DATA FOR PROCESSING:
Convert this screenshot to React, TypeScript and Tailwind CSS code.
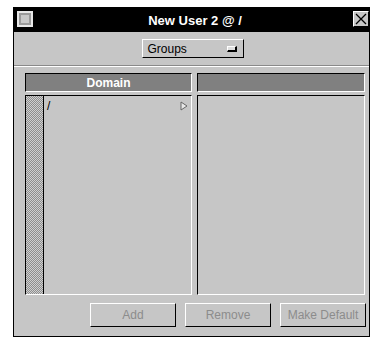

...

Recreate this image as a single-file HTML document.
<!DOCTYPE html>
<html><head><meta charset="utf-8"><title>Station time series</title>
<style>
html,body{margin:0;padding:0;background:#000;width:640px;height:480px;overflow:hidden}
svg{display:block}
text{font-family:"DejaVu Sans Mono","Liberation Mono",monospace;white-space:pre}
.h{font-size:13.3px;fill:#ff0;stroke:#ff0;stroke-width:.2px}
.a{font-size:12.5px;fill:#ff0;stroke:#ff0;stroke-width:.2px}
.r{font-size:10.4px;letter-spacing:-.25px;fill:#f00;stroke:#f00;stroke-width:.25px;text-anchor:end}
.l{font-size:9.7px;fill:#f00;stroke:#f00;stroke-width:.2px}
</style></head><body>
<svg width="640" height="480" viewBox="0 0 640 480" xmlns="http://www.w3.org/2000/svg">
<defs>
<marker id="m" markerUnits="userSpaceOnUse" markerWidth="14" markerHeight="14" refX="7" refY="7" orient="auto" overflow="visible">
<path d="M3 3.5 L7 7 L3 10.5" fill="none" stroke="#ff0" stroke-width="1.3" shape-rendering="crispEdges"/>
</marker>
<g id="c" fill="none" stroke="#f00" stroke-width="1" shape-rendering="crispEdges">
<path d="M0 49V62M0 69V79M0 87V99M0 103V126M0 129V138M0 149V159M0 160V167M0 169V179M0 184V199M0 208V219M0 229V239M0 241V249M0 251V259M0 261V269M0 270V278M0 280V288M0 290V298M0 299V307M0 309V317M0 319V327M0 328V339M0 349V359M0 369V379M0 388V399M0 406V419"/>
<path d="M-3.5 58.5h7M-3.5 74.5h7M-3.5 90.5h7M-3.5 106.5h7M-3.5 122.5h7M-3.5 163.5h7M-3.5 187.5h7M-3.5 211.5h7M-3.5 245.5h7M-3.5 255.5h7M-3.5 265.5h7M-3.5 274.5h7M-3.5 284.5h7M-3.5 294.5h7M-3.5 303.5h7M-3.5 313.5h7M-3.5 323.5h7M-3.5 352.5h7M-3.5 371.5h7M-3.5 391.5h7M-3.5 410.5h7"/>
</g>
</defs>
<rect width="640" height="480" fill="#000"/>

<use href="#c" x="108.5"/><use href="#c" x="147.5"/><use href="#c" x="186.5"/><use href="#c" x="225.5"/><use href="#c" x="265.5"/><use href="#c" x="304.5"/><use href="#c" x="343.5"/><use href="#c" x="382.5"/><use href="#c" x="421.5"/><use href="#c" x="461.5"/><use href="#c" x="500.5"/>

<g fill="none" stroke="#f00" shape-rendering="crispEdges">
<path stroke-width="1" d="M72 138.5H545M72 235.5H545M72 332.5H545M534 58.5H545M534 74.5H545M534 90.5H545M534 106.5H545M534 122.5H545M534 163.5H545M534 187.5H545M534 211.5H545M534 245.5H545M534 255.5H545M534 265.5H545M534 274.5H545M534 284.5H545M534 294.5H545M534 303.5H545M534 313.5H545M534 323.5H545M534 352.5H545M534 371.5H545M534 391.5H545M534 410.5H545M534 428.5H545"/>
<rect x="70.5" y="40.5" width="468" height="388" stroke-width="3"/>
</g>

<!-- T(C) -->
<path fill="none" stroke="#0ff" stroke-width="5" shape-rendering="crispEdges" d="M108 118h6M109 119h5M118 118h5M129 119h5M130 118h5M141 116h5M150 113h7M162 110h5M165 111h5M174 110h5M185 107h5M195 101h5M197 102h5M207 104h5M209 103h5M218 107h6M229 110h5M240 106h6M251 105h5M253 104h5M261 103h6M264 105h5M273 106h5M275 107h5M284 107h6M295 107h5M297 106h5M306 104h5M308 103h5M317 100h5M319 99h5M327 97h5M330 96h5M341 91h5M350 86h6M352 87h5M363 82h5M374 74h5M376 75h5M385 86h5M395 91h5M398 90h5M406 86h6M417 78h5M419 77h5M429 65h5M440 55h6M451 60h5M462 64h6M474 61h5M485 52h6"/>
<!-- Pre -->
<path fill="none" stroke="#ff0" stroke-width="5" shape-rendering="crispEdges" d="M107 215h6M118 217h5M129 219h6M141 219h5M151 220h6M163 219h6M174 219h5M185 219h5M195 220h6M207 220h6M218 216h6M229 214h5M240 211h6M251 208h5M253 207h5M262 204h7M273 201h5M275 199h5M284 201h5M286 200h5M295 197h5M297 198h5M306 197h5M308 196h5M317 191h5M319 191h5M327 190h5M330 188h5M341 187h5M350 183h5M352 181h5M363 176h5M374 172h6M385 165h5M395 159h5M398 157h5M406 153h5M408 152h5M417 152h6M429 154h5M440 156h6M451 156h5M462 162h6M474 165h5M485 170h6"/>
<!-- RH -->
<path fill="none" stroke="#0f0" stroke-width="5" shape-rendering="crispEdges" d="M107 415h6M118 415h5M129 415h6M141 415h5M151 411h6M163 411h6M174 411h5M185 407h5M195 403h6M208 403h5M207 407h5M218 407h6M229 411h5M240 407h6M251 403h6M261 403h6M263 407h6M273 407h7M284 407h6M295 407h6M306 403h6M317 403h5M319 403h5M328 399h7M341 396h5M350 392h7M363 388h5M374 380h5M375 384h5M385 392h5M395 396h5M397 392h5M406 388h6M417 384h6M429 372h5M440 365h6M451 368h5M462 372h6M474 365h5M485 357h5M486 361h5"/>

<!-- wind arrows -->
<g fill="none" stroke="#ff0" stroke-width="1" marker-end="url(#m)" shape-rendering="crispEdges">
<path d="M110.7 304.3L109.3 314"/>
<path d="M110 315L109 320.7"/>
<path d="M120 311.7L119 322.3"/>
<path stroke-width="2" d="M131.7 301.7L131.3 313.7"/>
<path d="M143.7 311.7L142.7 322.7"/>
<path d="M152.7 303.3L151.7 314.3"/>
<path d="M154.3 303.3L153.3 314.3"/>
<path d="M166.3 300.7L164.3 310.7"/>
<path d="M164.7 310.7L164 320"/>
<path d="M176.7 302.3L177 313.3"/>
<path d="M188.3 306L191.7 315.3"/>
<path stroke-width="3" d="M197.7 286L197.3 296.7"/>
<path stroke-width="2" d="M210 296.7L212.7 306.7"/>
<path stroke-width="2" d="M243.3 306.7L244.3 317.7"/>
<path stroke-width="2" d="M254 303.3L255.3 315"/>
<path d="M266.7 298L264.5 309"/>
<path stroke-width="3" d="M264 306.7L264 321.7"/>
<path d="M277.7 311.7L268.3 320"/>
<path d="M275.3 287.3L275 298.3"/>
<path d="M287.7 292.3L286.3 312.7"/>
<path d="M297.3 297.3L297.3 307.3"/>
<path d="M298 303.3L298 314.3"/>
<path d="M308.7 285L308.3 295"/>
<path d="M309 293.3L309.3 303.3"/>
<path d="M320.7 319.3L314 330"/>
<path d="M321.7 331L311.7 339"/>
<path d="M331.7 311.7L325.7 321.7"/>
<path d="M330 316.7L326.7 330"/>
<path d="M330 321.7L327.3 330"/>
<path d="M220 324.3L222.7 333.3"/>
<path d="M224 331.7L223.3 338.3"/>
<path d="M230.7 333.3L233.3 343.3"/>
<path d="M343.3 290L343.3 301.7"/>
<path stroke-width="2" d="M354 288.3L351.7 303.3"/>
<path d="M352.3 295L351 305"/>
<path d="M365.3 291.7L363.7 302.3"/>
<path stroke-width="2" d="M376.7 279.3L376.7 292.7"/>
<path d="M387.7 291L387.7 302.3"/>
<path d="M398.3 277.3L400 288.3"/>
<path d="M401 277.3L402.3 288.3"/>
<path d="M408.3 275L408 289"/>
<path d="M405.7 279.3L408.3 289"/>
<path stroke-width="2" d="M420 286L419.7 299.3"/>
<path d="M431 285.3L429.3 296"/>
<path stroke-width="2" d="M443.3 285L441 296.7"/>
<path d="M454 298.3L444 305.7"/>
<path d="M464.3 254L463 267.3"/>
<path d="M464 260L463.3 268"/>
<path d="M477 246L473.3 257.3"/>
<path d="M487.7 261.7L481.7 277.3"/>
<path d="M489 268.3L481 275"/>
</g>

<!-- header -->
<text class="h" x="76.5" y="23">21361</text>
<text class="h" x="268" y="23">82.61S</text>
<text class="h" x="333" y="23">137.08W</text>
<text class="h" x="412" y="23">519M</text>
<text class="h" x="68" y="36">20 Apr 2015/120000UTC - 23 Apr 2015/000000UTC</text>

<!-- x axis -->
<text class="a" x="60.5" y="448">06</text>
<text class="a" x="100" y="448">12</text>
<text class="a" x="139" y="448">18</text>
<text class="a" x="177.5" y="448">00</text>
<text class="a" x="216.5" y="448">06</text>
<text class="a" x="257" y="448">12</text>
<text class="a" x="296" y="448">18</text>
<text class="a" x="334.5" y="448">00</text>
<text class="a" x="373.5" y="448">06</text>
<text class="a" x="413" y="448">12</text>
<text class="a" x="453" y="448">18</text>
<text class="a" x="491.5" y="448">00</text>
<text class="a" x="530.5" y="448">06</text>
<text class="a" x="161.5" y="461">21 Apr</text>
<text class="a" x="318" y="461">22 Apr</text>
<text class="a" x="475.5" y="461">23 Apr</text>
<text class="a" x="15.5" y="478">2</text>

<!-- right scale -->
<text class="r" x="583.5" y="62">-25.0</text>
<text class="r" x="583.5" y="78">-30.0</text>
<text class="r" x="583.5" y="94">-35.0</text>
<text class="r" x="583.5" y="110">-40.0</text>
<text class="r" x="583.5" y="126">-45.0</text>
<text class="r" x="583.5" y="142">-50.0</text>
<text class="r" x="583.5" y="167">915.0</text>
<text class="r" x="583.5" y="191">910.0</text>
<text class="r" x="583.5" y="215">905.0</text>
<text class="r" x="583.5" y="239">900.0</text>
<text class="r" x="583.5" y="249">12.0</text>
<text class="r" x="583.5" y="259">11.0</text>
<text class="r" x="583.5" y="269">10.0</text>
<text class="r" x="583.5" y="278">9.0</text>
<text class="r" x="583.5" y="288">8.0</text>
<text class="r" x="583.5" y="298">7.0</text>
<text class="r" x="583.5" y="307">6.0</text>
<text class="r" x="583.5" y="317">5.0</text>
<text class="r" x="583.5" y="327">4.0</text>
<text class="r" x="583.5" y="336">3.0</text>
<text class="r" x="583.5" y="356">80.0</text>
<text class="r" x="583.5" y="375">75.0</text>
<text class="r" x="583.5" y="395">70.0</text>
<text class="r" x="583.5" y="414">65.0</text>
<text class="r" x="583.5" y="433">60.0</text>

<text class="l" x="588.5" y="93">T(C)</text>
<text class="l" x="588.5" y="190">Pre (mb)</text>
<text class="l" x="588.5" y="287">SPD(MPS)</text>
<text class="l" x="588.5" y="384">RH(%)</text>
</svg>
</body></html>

REQUIRED TASK:
Report the number of lines of the listing above that hold the string "this", with no other text.

OUTPUT BELOW:
2